EXERCISE: From the entries below, print exactly the span beginning with the line holding "Clone this screenshot" and ending with the line holding "string[]; className?: string;", endpoints included, and skip any pictures.

#### RECORDS

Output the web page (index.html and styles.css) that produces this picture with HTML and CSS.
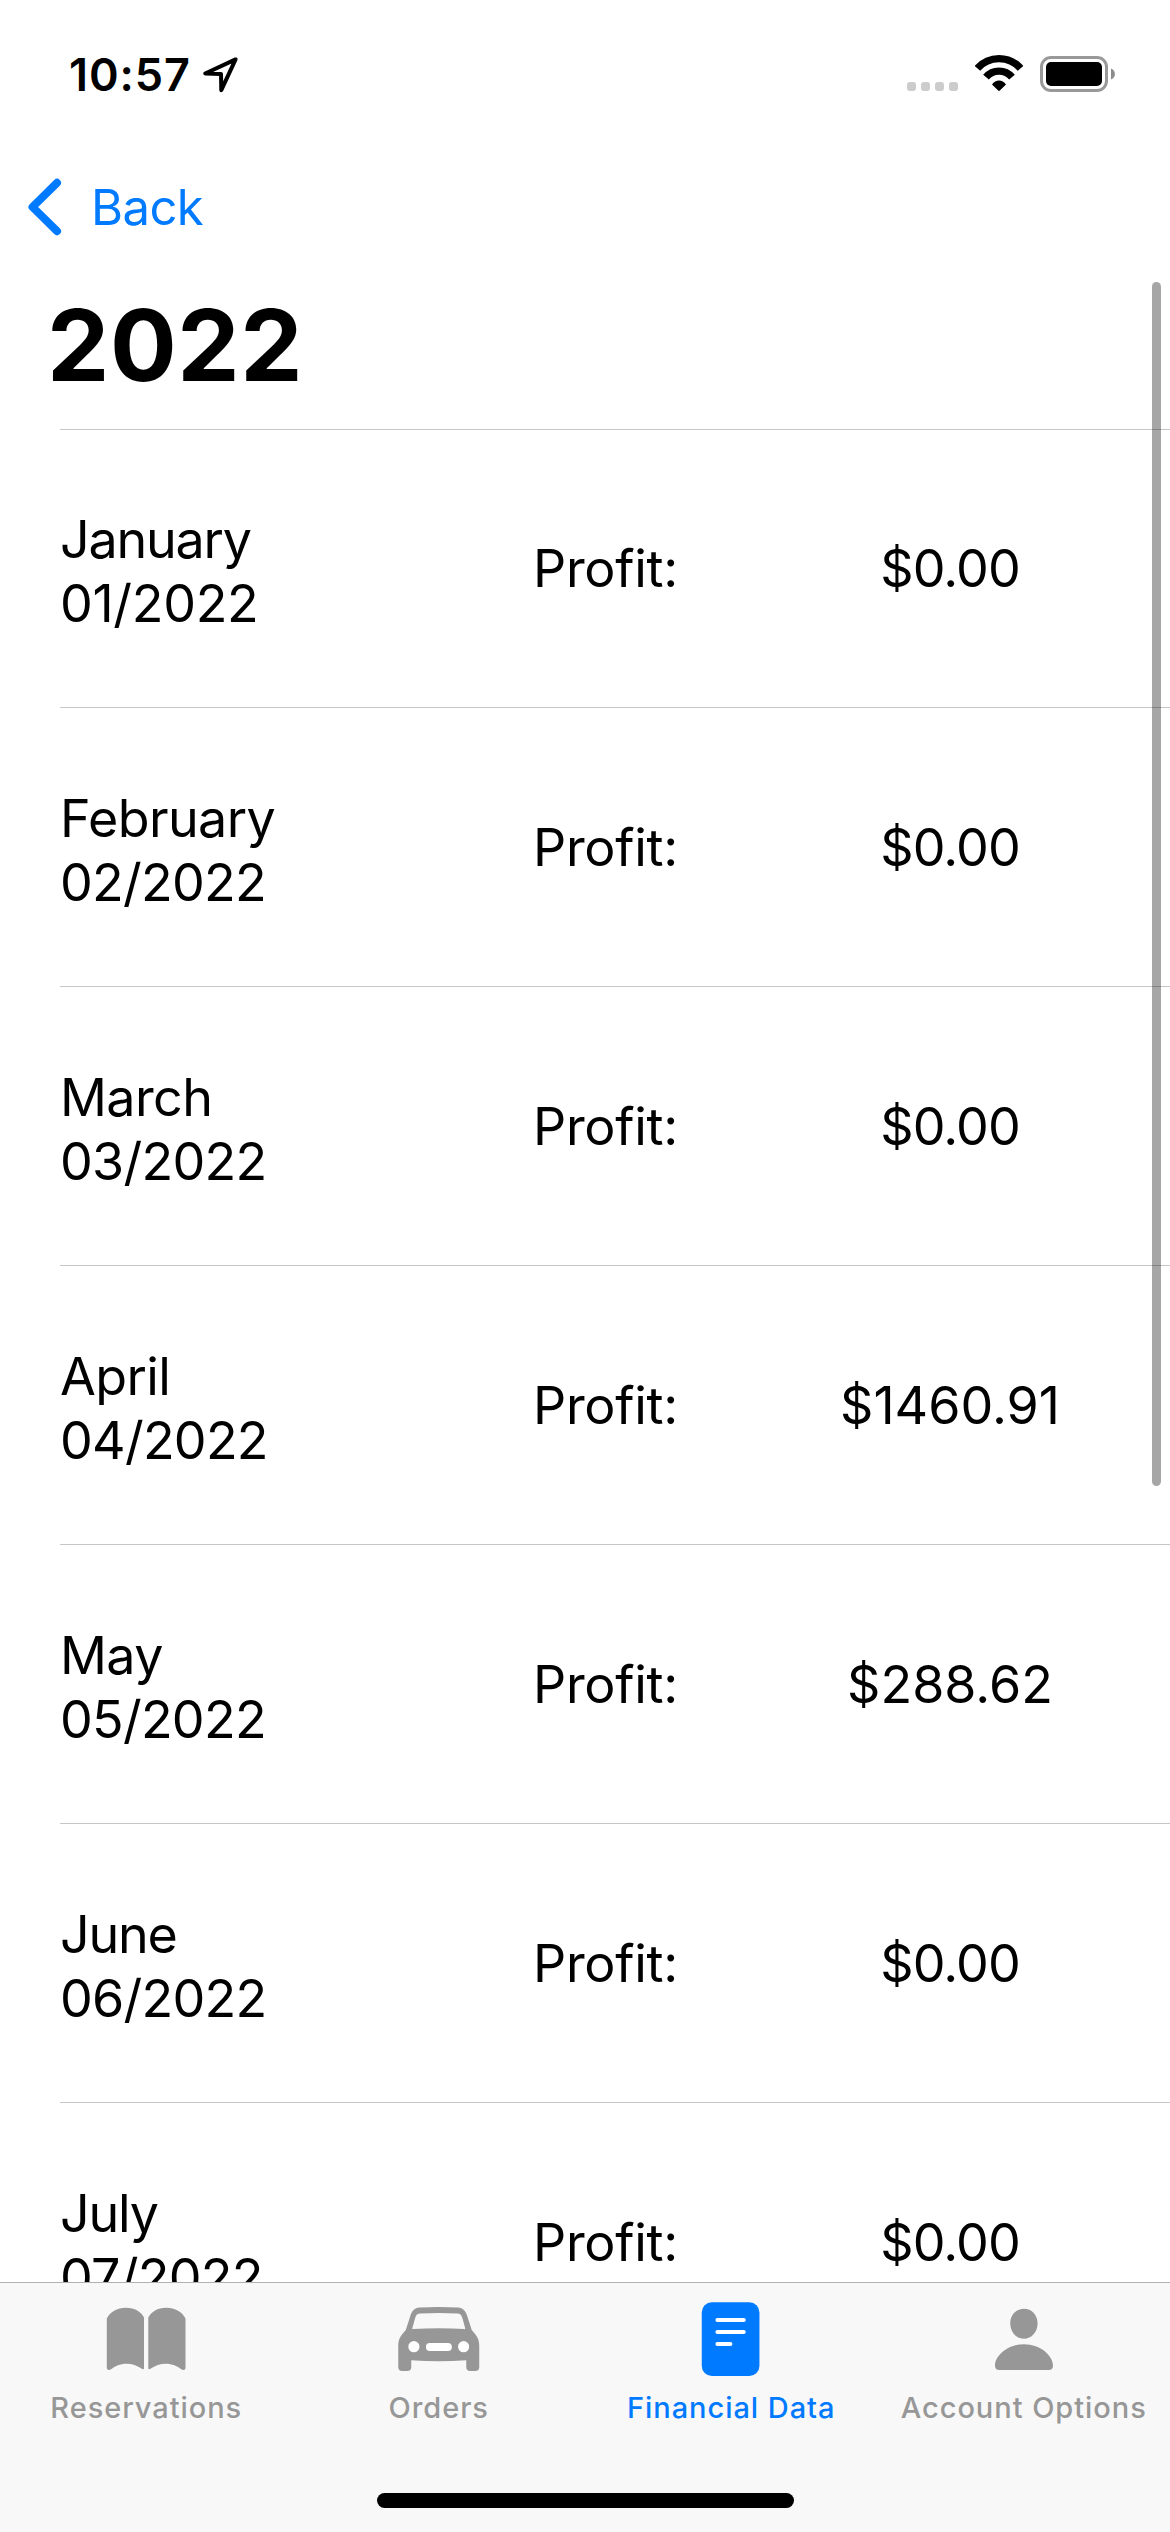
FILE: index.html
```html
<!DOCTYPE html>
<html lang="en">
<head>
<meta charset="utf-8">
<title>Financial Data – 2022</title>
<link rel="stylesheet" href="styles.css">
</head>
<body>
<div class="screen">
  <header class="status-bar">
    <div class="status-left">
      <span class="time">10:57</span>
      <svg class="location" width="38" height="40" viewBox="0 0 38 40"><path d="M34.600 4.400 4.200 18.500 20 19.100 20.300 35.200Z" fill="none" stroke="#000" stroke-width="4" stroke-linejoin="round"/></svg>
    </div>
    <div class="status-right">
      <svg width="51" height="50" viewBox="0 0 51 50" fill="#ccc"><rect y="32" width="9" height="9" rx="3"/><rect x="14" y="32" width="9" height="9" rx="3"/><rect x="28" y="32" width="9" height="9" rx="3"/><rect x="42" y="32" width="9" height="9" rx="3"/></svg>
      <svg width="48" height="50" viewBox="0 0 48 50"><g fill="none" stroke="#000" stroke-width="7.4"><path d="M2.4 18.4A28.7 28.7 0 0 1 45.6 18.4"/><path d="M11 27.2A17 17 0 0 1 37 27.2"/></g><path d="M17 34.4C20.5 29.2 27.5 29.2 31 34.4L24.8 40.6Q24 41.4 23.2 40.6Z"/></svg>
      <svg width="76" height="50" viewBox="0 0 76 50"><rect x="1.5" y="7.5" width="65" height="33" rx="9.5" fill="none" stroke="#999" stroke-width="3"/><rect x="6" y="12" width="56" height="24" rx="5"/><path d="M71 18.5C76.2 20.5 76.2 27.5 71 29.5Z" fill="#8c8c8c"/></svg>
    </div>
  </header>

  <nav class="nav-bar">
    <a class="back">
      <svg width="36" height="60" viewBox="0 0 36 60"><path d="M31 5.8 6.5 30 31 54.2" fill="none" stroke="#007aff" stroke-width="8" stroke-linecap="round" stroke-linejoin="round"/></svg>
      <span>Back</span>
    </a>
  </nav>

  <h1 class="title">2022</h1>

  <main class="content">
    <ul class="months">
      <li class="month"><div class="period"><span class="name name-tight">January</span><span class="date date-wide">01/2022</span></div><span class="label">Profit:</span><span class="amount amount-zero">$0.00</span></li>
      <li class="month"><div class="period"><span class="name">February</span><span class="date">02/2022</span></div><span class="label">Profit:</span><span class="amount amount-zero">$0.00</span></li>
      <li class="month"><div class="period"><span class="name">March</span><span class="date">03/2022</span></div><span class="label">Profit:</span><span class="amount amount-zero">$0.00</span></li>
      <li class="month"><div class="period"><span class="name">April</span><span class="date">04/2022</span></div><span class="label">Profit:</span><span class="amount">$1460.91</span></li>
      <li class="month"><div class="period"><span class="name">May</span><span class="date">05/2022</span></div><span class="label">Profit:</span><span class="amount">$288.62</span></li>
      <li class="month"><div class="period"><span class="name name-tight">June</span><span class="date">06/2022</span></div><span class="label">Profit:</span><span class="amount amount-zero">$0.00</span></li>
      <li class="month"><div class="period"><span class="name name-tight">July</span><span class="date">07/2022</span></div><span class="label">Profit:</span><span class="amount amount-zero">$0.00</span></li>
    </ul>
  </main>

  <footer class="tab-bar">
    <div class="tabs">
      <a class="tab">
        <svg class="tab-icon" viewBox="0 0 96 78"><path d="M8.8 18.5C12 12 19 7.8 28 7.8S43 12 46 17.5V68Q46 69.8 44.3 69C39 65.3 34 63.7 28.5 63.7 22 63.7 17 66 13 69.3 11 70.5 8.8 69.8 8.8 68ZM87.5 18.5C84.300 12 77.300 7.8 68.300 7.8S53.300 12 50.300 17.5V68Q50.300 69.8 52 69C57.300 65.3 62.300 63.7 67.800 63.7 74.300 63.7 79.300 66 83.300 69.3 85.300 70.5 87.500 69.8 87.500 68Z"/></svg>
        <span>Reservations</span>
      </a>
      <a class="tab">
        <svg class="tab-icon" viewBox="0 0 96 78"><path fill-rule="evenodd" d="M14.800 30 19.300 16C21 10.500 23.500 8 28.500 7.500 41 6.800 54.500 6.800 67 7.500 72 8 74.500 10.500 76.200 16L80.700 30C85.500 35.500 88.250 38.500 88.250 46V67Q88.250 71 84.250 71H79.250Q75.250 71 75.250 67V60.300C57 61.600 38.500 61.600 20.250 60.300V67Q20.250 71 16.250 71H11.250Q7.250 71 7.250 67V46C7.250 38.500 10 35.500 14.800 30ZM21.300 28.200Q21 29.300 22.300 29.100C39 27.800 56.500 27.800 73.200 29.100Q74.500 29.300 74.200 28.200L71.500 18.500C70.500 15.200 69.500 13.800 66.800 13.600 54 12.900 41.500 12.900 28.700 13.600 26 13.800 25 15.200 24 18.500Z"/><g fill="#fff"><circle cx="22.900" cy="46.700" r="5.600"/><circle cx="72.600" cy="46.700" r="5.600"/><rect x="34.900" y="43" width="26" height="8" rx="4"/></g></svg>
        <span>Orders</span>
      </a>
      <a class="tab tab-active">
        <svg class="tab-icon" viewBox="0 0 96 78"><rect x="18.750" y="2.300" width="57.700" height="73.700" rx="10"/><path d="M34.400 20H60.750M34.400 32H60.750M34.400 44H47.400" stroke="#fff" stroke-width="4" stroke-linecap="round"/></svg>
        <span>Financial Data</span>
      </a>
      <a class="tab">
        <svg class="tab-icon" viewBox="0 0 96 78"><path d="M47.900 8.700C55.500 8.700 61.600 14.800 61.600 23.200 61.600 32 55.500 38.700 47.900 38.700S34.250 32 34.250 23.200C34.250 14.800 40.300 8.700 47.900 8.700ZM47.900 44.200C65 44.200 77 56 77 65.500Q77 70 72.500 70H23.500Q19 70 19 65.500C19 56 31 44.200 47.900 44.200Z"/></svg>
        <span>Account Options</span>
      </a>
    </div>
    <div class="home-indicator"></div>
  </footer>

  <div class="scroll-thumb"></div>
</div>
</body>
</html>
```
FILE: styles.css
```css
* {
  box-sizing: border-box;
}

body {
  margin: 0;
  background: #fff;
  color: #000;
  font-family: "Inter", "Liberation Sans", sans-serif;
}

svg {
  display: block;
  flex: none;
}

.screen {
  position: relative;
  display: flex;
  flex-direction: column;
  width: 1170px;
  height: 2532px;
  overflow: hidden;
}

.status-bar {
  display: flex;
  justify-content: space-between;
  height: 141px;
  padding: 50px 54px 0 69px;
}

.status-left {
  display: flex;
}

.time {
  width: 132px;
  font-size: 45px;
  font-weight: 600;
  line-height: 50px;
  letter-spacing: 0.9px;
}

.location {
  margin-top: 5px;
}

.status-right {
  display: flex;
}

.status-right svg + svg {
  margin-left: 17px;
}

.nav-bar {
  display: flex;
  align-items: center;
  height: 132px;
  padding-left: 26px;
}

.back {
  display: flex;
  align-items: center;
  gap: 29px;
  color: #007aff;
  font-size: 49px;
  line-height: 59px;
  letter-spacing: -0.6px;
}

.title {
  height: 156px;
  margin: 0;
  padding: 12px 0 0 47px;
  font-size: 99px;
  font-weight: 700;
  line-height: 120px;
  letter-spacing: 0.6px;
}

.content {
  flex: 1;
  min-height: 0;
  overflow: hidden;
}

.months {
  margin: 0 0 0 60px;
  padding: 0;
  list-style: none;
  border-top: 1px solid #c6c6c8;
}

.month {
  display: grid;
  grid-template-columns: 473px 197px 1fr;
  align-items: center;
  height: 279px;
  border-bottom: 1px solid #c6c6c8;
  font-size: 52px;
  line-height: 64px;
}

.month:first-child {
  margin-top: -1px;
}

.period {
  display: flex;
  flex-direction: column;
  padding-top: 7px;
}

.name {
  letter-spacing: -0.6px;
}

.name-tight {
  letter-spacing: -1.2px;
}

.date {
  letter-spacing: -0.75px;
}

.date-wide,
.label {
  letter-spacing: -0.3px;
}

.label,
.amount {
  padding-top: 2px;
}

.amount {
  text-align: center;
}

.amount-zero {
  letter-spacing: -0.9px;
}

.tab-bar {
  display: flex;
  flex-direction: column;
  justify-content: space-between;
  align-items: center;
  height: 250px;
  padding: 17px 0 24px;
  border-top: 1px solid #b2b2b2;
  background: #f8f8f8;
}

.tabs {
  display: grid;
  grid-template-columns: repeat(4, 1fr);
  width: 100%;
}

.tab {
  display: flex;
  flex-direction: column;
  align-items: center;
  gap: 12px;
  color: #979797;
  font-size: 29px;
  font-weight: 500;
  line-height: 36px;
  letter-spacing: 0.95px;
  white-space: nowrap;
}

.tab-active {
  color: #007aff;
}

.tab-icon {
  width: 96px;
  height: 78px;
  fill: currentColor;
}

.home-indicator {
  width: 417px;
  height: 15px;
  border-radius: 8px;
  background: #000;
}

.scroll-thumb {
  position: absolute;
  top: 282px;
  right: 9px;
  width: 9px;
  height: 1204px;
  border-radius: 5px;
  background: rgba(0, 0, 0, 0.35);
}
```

########
#### RECORDS

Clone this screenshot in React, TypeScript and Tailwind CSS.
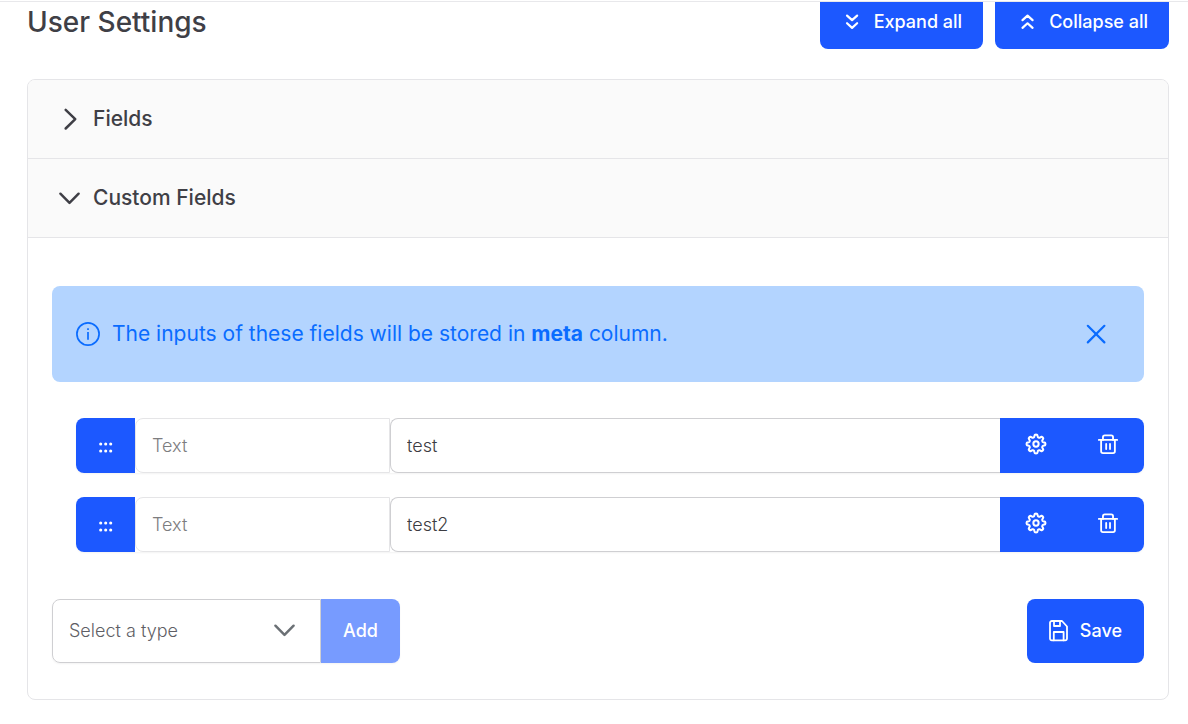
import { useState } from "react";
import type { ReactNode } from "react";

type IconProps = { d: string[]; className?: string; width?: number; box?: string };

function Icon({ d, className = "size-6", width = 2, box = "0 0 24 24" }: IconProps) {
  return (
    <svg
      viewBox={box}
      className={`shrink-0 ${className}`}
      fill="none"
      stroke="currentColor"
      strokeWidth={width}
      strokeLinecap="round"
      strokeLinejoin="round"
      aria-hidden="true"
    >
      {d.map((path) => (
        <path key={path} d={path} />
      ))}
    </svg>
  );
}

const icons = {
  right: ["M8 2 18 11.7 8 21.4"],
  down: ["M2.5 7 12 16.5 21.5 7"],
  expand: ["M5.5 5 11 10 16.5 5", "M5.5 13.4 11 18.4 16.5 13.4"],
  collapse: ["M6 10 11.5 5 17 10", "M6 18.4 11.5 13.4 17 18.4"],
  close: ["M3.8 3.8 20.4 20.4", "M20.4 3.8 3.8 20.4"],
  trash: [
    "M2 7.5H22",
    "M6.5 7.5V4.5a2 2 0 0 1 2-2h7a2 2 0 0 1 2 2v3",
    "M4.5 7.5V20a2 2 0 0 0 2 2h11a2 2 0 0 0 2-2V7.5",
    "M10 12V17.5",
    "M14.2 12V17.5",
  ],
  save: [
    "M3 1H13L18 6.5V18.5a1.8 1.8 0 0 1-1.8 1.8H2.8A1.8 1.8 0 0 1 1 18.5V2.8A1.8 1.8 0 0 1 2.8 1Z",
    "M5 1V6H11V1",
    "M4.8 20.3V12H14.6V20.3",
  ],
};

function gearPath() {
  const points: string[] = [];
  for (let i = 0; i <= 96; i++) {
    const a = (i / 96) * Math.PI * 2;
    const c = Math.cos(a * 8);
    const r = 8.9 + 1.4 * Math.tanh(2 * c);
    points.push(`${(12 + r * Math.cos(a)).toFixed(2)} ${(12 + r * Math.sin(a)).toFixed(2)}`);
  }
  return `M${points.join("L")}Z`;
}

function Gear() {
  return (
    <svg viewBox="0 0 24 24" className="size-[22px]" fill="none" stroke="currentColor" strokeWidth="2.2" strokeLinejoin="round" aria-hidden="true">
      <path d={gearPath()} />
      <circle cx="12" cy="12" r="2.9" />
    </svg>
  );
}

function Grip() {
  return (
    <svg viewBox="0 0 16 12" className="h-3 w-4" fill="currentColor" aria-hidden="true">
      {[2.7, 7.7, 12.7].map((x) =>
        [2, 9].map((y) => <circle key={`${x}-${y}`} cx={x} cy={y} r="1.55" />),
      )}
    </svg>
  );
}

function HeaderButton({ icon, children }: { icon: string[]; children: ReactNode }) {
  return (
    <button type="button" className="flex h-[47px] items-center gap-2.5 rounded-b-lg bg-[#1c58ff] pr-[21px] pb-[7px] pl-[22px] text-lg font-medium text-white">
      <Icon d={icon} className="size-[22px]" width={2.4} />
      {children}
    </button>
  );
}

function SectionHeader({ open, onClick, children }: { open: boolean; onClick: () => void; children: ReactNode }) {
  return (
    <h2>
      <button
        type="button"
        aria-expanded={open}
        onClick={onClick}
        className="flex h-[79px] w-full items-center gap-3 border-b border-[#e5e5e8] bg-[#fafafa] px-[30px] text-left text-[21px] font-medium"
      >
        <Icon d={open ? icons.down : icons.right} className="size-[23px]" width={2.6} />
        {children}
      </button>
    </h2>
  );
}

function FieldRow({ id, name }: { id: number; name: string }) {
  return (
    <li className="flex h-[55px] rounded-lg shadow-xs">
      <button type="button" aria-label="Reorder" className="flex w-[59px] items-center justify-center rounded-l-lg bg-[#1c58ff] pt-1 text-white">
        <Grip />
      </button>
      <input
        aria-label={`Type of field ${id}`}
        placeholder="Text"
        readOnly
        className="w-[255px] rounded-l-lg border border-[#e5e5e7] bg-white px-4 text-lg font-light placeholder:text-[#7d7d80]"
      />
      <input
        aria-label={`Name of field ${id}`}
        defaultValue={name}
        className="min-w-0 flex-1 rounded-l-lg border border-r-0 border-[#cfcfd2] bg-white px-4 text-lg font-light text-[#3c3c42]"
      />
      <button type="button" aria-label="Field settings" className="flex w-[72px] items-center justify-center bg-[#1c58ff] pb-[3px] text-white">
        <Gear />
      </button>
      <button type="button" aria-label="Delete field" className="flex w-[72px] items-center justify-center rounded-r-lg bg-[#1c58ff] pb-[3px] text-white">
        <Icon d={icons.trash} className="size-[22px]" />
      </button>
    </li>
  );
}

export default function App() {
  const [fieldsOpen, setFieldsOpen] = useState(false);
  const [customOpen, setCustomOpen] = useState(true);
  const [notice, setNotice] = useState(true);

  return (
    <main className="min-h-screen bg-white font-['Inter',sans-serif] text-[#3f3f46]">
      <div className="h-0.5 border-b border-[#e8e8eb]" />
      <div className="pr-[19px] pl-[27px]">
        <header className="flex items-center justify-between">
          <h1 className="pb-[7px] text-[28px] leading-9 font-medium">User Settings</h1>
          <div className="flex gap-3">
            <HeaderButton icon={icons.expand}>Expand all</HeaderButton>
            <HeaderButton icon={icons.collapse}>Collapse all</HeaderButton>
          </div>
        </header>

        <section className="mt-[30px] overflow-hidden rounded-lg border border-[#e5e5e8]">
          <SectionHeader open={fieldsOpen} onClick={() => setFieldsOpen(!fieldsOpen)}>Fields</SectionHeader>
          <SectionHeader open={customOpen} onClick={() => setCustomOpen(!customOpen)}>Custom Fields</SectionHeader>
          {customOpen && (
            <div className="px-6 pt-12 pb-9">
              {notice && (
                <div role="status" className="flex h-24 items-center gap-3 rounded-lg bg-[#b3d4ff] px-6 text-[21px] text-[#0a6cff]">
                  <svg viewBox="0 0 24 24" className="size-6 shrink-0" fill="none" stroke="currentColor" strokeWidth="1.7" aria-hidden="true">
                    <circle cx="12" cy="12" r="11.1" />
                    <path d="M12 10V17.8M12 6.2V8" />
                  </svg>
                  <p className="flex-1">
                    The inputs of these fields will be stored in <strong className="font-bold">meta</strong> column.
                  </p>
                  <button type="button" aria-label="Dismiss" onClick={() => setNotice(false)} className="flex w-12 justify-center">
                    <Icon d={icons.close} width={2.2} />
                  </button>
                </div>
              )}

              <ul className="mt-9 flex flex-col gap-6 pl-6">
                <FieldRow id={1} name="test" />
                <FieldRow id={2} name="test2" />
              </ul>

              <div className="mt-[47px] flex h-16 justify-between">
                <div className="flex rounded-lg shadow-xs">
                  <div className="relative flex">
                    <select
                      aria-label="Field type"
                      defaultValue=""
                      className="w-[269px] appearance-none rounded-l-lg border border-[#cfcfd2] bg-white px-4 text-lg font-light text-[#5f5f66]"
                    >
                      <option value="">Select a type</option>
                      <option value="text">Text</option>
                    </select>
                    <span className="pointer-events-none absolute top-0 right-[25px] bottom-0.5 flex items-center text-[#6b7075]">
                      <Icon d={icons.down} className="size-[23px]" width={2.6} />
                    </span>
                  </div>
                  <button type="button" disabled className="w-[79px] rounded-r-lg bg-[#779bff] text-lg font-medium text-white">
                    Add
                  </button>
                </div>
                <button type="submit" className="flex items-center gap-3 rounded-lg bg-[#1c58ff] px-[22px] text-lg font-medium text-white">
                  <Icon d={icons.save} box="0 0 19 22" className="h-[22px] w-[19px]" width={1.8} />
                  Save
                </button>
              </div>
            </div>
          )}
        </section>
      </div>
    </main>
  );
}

########

SOLUTION FOR THIS EXERCISE:
Clone this screenshot in React, TypeScript and Tailwind CSS.
import { useState } from "react";
import type { ReactNode } from "react";

type IconProps = { d: string[]; className?: string; width?: number; box?: string };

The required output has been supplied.